ベルモットは白ワインにニガヨモギをはじめとしたハーブやスパイス類を浸漬したフレーバードワイン。スイートベルモットはその名の通り甘口で、色は赤い。イタリアンベルモットとも呼ばれる。つまりジンをライウイスキーに代えたもの、Rye & Itともいえるものが「マンハッタン」である。

一方、それより遅れて誕生したのが辛口のドライベルモットで、これが現在の「マティーニ」に使われる色白のフレンチベルモットとも呼ばれるものだ。

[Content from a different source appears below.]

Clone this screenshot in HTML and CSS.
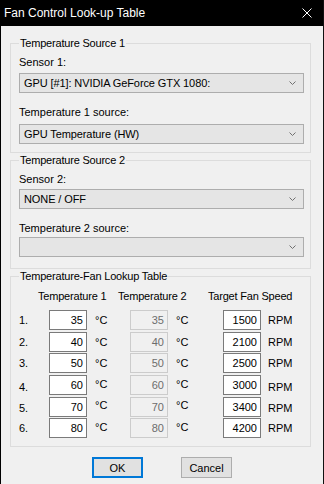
FILE: index.html
```html
<!DOCTYPE html>
<html lang="en">
<head>
    <meta charset="UTF-8">
    <title>Fan Control Look-up Table</title>
    <link rel="stylesheet" href="styles.css">
</head>
<body>

<div class="window">
    <!-- Title bar -->
    <div class="titlebar">
        <span class="title">Fan Control Look-up Table</span>
        <svg class="close" width="10" height="10" viewBox="0 0 10 10">
            <path d="M0.5 0.5 L9.5 9.5 M9.5 0.5 L0.5 9.5" stroke="#fff" stroke-width="1" fill="none"/>
        </svg>
    </div>

    <div class="dialog">
        <!-- Source 1 -->
        <fieldset class="group group-src1">
            <legend>Temperature Source 1</legend>
            <div class="field-label">Sensor 1:</div>
            <div class="combo">
                <span>GPU [#1]: NVIDIA GeForce GTX 1080:</span>
                <svg class="chevron" width="7" height="4" viewBox="0 0 7 4"><path d="M0.5 0.5 L3.5 3.5 L6.5 0.5" stroke="#707070" fill="none"/></svg>
            </div>
            <div class="field-label second">Temperature 1 source:</div>
            <div class="combo">
                <span>GPU Temperature (HW)</span>
                <svg class="chevron" width="7" height="4" viewBox="0 0 7 4"><path d="M0.5 0.5 L3.5 3.5 L6.5 0.5" stroke="#707070" fill="none"/></svg>
            </div>
        </fieldset>

        <!-- Source 2 -->
        <fieldset class="group group-src2">
            <legend>Temperature Source 2</legend>
            <div class="field-label">Sensor 2:</div>
            <div class="combo">
                <span>NONE / OFF</span>
                <svg class="chevron" width="7" height="4" viewBox="0 0 7 4"><path d="M0.5 0.5 L3.5 3.5 L6.5 0.5" stroke="#707070" fill="none"/></svg>
            </div>
            <div class="field-label second">Temperature 2 source:</div>
            <div class="combo">
                <span></span>
                <svg class="chevron" width="7" height="4" viewBox="0 0 7 4"><path d="M0.5 0.5 L3.5 3.5 L6.5 0.5" stroke="#707070" fill="none"/></svg>
            </div>
        </fieldset>

        <!-- Lookup table -->
        <fieldset class="group table-group">
            <legend>Temperature-Fan Lookup Table</legend>
            <div class="table-head">
                <span class="head-t1">Temperature 1</span>
                <span class="head-t2">Temperature 2</span>
                <span class="head-fan">Target Fan Speed</span>
            </div>
            <div class="lookup">
                <span class="num">1.</span><div class="box">35</div><span class="unit">°C</span><div class="box disabled">35</div><span class="unit">°C</span><div class="box">1500</div><span class="unit rpm">RPM</span>
                <span class="num">2.</span><div class="box">40</div><span class="unit">°C</span><div class="box disabled">40</div><span class="unit">°C</span><div class="box">2100</div><span class="unit rpm">RPM</span>
                <span class="num">3.</span><div class="box">50</div><span class="unit">°C</span><div class="box disabled">50</div><span class="unit">°C</span><div class="box">2500</div><span class="unit rpm">RPM</span>
                <span class="num low">4.</span><div class="box">60</div><span class="unit high">°C</span><div class="box disabled">60</div><span class="unit high">°C</span><div class="box">3000</div><span class="unit rpm low">RPM</span>
                <span class="num low">5.</span><div class="box">70</div><span class="unit high">°C</span><div class="box disabled">70</div><span class="unit high">°C</span><div class="box">3400</div><span class="unit rpm low">RPM</span>
                <span class="num">6.</span><div class="box">80</div><span class="unit high">°C</span><div class="box disabled">80</div><span class="unit high">°C</span><div class="box">4200</div><span class="unit rpm">RPM</span>
            </div>
        </fieldset>

        <div class="buttons">
            <button class="btn btn-default">OK</button>
            <button class="btn">Cancel</button>
        </div>
    </div>
</div>

</body>
</html>
```

FILE: styles.css
```css
/* Page */
body {
    margin: 0;
    padding: 0;
    background: #f0f0f0;
    font-family: 'Liberation Sans', Arial, sans-serif;
    font-size: 11px;
    color: #000;
}

/* Window frame */
.window {
    width: 324px;
    height: 484px;
    box-sizing: border-box;
    border-left: 1px solid #000;
    border-right: 1px solid #111;
    background: #f0f0f0;
    overflow: hidden;
}

/* Title bar */
.titlebar {
    height: 26px;
    background: #000;
    color: #fff;
    display: flex;
    align-items: center;
    justify-content: space-between;
    padding: 0 11px 0 3px;
}

.title {
    font-size: 12px;
}

/* Dialog body */
.dialog {
    padding: 11px 0 0 9px;
}

/* Group boxes */
.group {
    width: 301px;
    box-sizing: border-box;
    min-width: 0;
    margin: 0;
    padding: 0 6px 8px 8px;
    border: 1px solid #dcdcdc;
    display: flex;
    flex-direction: column;
}

.group legend {
    padding: 0 1px;
    line-height: 12px;
    letter-spacing: -0.2px;
}

.field-label {
    line-height: 14px;
}

.combo {
    height: 20px;
    box-sizing: border-box;
    border: 1px solid #adadad;
    background: #e5e5e5;
    display: flex;
    align-items: center;
    justify-content: space-between;
    padding: 0 7px 0 4px;
    letter-spacing: -0.1px;
}

/* Source 1 spacing */
.group-src1 .field-label {
    margin: 6px 0 4px;
}

.group-src1 .field-label.second {
    margin: 12px 0 5px;
}

/* Source 2 spacing */
.group-src2 {
    margin-top: 1px;
    padding-bottom: 11px;
}

.group-src2 .field-label {
    margin: 6px 0 3px;
}

.group-src2 .field-label.second {
    margin: 12px 0 2px;
}

/* Lookup table */
.table-group {
    margin-top: 1px;
    padding-bottom: 8px;
}

.table-head {
    display: flex;
    line-height: 14px;
    margin-top: 7px;
    padding-left: 19px;
    letter-spacing: -0.2px;
}

.head-t1 {
    width: 80px;
}

.head-t2 {
    width: 90px;
}

.lookup {
    display: grid;
    grid-template-columns: 30px 38px 43px 38px 55px 38px auto;
    grid-auto-rows: 20px;
    row-gap: 1.7px;
    margin-top: 7px;
    align-items: center;
}

.box {
    height: 20px;
    box-sizing: border-box;
    border: 1px solid #7a7a7a;
    background: #fff;
    text-align: right;
    padding-right: 3px;
    line-height: 18px;
}

.box.disabled {
    border-color: #cccccc;
    background: #f0f0f0;
    color: #6d6d6d;
}

.unit {
    padding-left: 8px;
}

.unit.rpm {
    padding-left: 7px;
}

.low {
    padding-top: 3px;
}

.high {
    padding-bottom: 3px;
}

/* Buttons */
.buttons {
    display: flex;
    justify-content: center;
    gap: 38px;
    margin-top: 10px;
    padding-right: 9px;
}

.btn {
    width: 51px;
    height: 21px;
    box-sizing: border-box;
    border: 1px solid #adadad;
    background: #e1e1e1;
    font-family: 'Liberation Sans', Arial, sans-serif;
    font-size: 11px;
    padding: 0;
    color: #000;
}

.btn-default {
    border: 2px solid #0078d7;
}
```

つまり「ジン&イット」のPRとともに19世紀半ば過ぎのアメリカにスイートベルモットが輸入され、すぐに「ライ&イット」が生まれたとしても不思議ではない、ということだ。


 

「マンハッタン」誕生説をもうひとつ紹介しよう。

1846年、メリーランド州。傷ついたガンマンがバーに入ってきた。バーテンダーは気つけとしてライウイスキー、シュガーシロップ、ビターズをミックスして飲ませた。やがてそのレシピがニューヨークに伝わり、シュガーシロップがアメリカに入ったばかりのスイートベルモットに代わり、「ジン&イット」のウイスキー版となる。いつしかニューヨークの中心である島の名「マンハッタン」で呼ばれるようになったというものだ。

まだこちらのほうが素直に受け入れやすい。ただしこちらもアメリカ東部独立13州のひとつメリーランド州で、この時代に登場するのがガンマンというのが胡散臭い。南北戦争前とはいえ、なんだか西部劇の世界だ。

とはいってもアメリカは1920年〜1933年まで禁酒法というものがあった。この間に酒類に関する膨大な文献資料が失われているらしい。一族に酒類製造や販売に携わった者がいることを恥じて焼却してしまった、といった話もあるほどだ。そのため20世紀初頭以前の酒類に関する明確な史実を突き止めるのは困難となっている。禁酒法を恨むしかない。

ただ、誕生説がどうのこうのというのは野暮でもある。美味しければいいのだ。19世紀からいまだ愛されつづけ、世界的に飲まれていることは、このレシピ、味わいが優れているからにほかならない。それだけで素晴らしいことだ。

カクテル名の響もいい。「マンハッタン」。躍動しつづける世界都市のビートが刻み込まれているようでもある。エンパイアステートビルがマンハッタン島の象徴のように、このカクテルも摩天楼の街を象徴しているかのようだ。

とくに「ベイゼルヘイデン」ベースで味わうと、軽快さのなかにどこか哀愁が漂う。世界中から人々が集い繰り広げる悲喜劇がグラスに映り込んでいる。